After the meal the events are varied. When I first shared Christmas with this family nearly 10 years ago each family would try to give a brief account of what they had achieved or had to deal with over the past year. But this "tradition" seems to have lapsed and a variety of "presentations" now take place, but with no structure. The main thing is that the many branches of the family are together for one day and we are content to share time and to exchange stories.

After all the eating and drinking it's time for rest. The already long day has a long way to go. Junkanoo will start at about 2am so those who want to attend would be wise to get some rest; by the time it ends near 9am many of the spectators are ready to hit their bed.

This family has added another event in recent years: the "dine and dash". The normal meaning of this phrase is to eat a meal and run out of a restaurant without paying (sometimes called "chew and screw" or "doing a runner"). However, our version is almost the opposite and quite honorable. We rent a minibus and take a tour to a few family homes on one of the days after Christmas, taking one course at each stop: appetizers, salads, main course, desserts and coffee. It's a chance to eat something a little more exotic than the traditional Christmas dishes as each family tries to be adventurous and offer something special. The "dine and dash" takes a whole afternoon and has been the source of a few adventures. The first year the minibus got a puncture on our way to the last stop, which this time was home, and we had to be rescued by a wrecker and the busload was ferried in a shuttle of cars.

All of that is enough to wear out the best.
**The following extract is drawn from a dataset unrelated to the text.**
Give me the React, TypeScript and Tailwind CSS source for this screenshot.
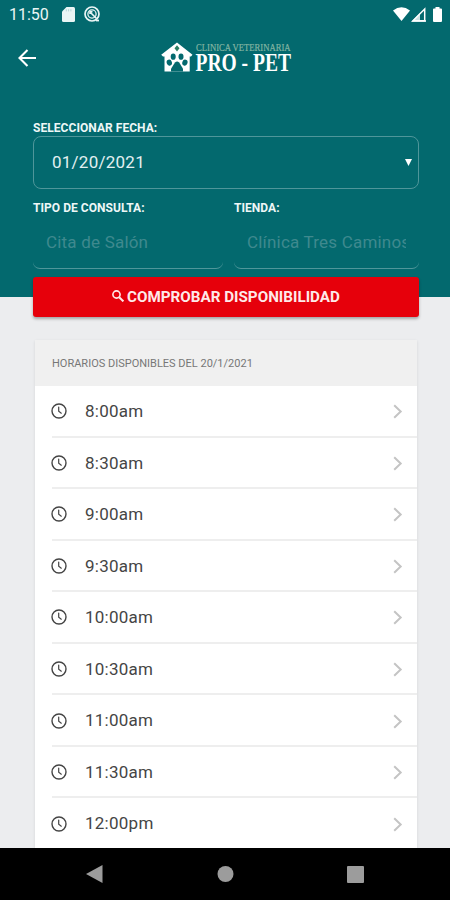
import { ReactNode } from 'react';

const slots = [
  '8:00am',
  '8:30am',
  '9:00am',
  '9:30am',
  '10:00am',
  '10:30am',
  '11:00am',
  '11:30am',
  '12:00pm',
];

function StatusBar() {
  return (
    <div className="flex h-7 items-center justify-between pl-[9px] pr-2 text-[#eaf5f5]">
      <div className="flex items-center">
        <span className="w-[53px] text-[16px] leading-[29px]">11:50</span>
        <svg className="h-[15px] w-[13px]" viewBox="0 0 13 15" fill="currentColor">
          <path d="M4.5 0H11.5Q13 0 13 1.5V13.5Q13 15 11.5 15H1.5Q0 15 0 13.5V4.5Z" />
          <path d="M4.3 2.2V4.4M6.6 2.2V4.4M8.9 2.2V4.4" stroke="#b5d5d7" strokeWidth="1" />
        </svg>
        <svg className="ml-[9px] h-4 w-4" viewBox="0 0 16 16" fill="none" stroke="currentColor">
          <circle cx="8" cy="8" r="7" strokeWidth="1.7" />
          <circle cx="8" cy="8" r="4.1" strokeWidth="1.3" />
          <path d="M6 6L12.5 12.5M6 8V5.8H8.5" strokeWidth="1.6" />
          <path d="M12 14.5H15" strokeWidth="1.8" />
        </svg>
      </div>
      <div className="flex items-center">
        <svg className="h-[14px] w-[17px]" viewBox="0 0 17 14" fill="white">
          <path d="M0 3.5Q8.5 -3 17 3.5L8.5 14Z" />
        </svg>
        <svg className="ml-[1px] h-[15px] w-[15px]" viewBox="0 0 15 15">
          <path d="M13.7 2V13.8H2Z" fill="none" stroke="white" strokeWidth="1.5" />
          <path d="M0 15L9 6V13H15V15Z" fill="white" fillOpacity="0.8" />
        </svg>
        <svg className="ml-[7px] h-[15px] w-[9px]" viewBox="0 0 9 15" fill="white">
          <path d="M2.5 0H6.5V1.5H8Q9 1.5 9 2.5V14Q9 15 8 15H1Q0 15 0 14V2.5Q0 1.5 1 1.5H2.5Z" />
        </svg>
      </div>
    </div>
  );
}

function Logo() {
  return (
    <svg className="h-10 w-[132px]" viewBox="0 0 132 40">
      <path d="M17 4.5L32.5 16.8L31 18.5H29.7V33.5H4.5V18.5H3L1.2 16.8Z" fill="white" />
      <path d="M17 7.2L19.5 10.3L17 13.4L14.5 10.3Z" fill="#2c7e62" />
      <g fill="#03696e">
        <ellipse cx="13.2" cy="18.7" rx="2.5" ry="3.1" />
        <ellipse cx="21" cy="18.7" rx="2.5" ry="3.1" />
        <ellipse cx="9.3" cy="24.6" rx="2.6" ry="3" transform="rotate(-20 9.3 24.6)" />
        <ellipse cx="24.9" cy="24.6" rx="2.6" ry="3" transform="rotate(20 24.9 24.6)" />
        <path d="M11 33.5V30.8L15 24.6Q17.1 22.6 19.2 24.6L23 30.8V33.5Z" />
      </g>
      <text
        x="36"
        y="12.8"
        textLength="94.5"
        lengthAdjust="spacingAndGlyphs"
        fill="#83b5a2"
        stroke="#83b5a2"
        strokeWidth="0.2"
        className="font-['Liberation_Serif',serif] text-[10.5px]"
      >
        CLINICA VETERINARIA
      </text>
      <text
        x="35.5"
        y="33.2"
        textLength="95.5"
        lengthAdjust="spacingAndGlyphs"
        fill="white"
        className="font-['Liberation_Serif',serif] text-[25px] font-bold"
      >
        PRO - PET
      </text>
    </svg>
  );
}

function Label({ children }: { children: ReactNode }) {
  return (
    <div className="h-4 whitespace-nowrap text-[12px] font-bold leading-4 tracking-[0.05px] text-[#eef7f7]">
      {children}
    </div>
  );
}

function DisabledField({ label, value }: { label: string; value: string }) {
  return (
    <div className="min-w-0">
      <Label>{label}</Label>
      <div className="h-[53px] rounded-[7px] border-b border-[#4f969a] px-[13px]">
        <div className="overflow-hidden whitespace-nowrap text-[17px] leading-[53px] tracking-[0.2px] text-[#3f898e]">
          {value}
        </div>
      </div>
    </div>
  );
}

function SlotRow({ time }: { time: string }) {
  return (
    <li className="ml-[17px] flex h-[51.55px] items-center border-b-2 border-[#eeeeee] pr-[14px]">
      <svg
        className="-ml-px mt-px h-4 w-4"
        viewBox="0 0 16 16"
        fill="none"
        stroke="#444444"
        strokeWidth="1.4"
        strokeLinecap="round"
      >
        <circle cx="8" cy="8" r="7" />
        <path d="M7.7 4V8.3L10.3 10.2" strokeWidth="1.2" />
      </svg>
      <span className="ml-[18px] mt-0.5 flex-1 text-[17px] tracking-[0.25px] text-[#454545]">{time}</span>
      <svg className="mt-0.5 h-[15px] w-[10px]" viewBox="0 0 10 15" fill="none" stroke="#c4c4c4" strokeWidth="2">
        <path d="M1.2 1.2L7.7 7.5L1.2 13.8" />
      </svg>
    </li>
  );
}

export default function App() {
  return (
    <div className="flex h-[900px] w-[450px] flex-col overflow-hidden bg-[#ecedef] font-[Roboto,sans-serif]">
      <header className="h-[297px] shrink-0 bg-[#03696e]">
        <StatusBar />
        <div className="grid h-[60px] grid-cols-[160px_132px_1fr] items-center">
          <svg
            className="-mt-px ml-[18px] h-[18px] w-[18px]"
            viewBox="0 0 18 18"
            fill="none"
            stroke="white"
            strokeWidth="2.1"
          >
            <path d="M18 9H1.5M9.5 1L1.5 9L9.5 17" />
          </svg>
          <Logo />
        </div>
        <form className="ml-[33px] mt-8 w-[386px]">
          <Label>SELECCIONAR FECHA:</Label>
          <div className="flex h-[53px] items-center justify-between rounded-[8px] border border-[#4f969a] pl-[18px] pr-[6px] text-[#e2f0f1]">
            <span className="text-[17px] tracking-[0.25px]">01/20/2021</span>
            <svg className="h-[7px] w-[7px]" viewBox="0 0 7 7" fill="white">
              <path d="M0 0H7L3.5 7Z" />
            </svg>
          </div>
          <div className="mt-[11px] grid grid-cols-[190px_185px] gap-[11px]">
            <DisabledField label="TIPO DE CONSULTA:" value="Cita de Salón" />
            <DisabledField label="TIENDA:" value="Clínica Tres Caminos" />
          </div>
          <button
            type="button"
            className="mt-2 flex h-10 w-full items-center justify-center rounded-[3px] bg-[#e6000b] text-[15.2px] font-bold text-[#ffe9e9] shadow-[0_2px_3px_rgba(0,0,0,0.3)]"
          >
            <svg
              className="-mt-0.5 mr-[3px] h-3 w-3"
              viewBox="0 0 12 12"
              fill="none"
              stroke="currentColor"
              strokeWidth="1.6"
            >
              <circle cx="4.5" cy="4.5" r="3.6" />
              <path d="M7.2 7.2L11.4 11.4" strokeWidth="2" />
            </svg>
            COMPROBAR DISPONIBILIDAD
          </button>
        </form>
      </header>

      <main className="ml-[35px] mt-[43px] h-[508px] w-[382px] shrink-0 overflow-hidden bg-white shadow-[0_1px_3px_rgba(0,0,0,0.1)]">
        <h2 className="h-[46px] bg-[#f0f0f0] pl-[17px] text-[11px] leading-[47px] text-[#777777]">
          HORARIOS DISPONIBLES DEL 20/1/2021
        </h2>
        <ul>
          {slots.map((time) => (
            <SlotRow key={time} time={time} />
          ))}
        </ul>
      </main>

      <nav className="h-[52px] shrink-0 bg-black">
        <svg className="h-[52px] w-[450px]" viewBox="0 0 450 52" fill="#9c9c9c">
          <path d="M86 26L102.5 17V35Z" />
          <circle cx="225.5" cy="26" r="8" />
          <rect x="347" y="18" width="17" height="17" rx="1" />
        </svg>
      </nav>
    </div>
  );
}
But it is all part of a celebration, perhaps over indulgent to some. But celebrations by definition need to be excessive. Christians believe that this time of year, and remembering the birth of Christ, is when they should be excessive about their faith. They and their beliefs get refreshed.

The old year will soon be done and we are again ready to send it out on a high note, which is Christmas. On that high note we will sing our Alleluias.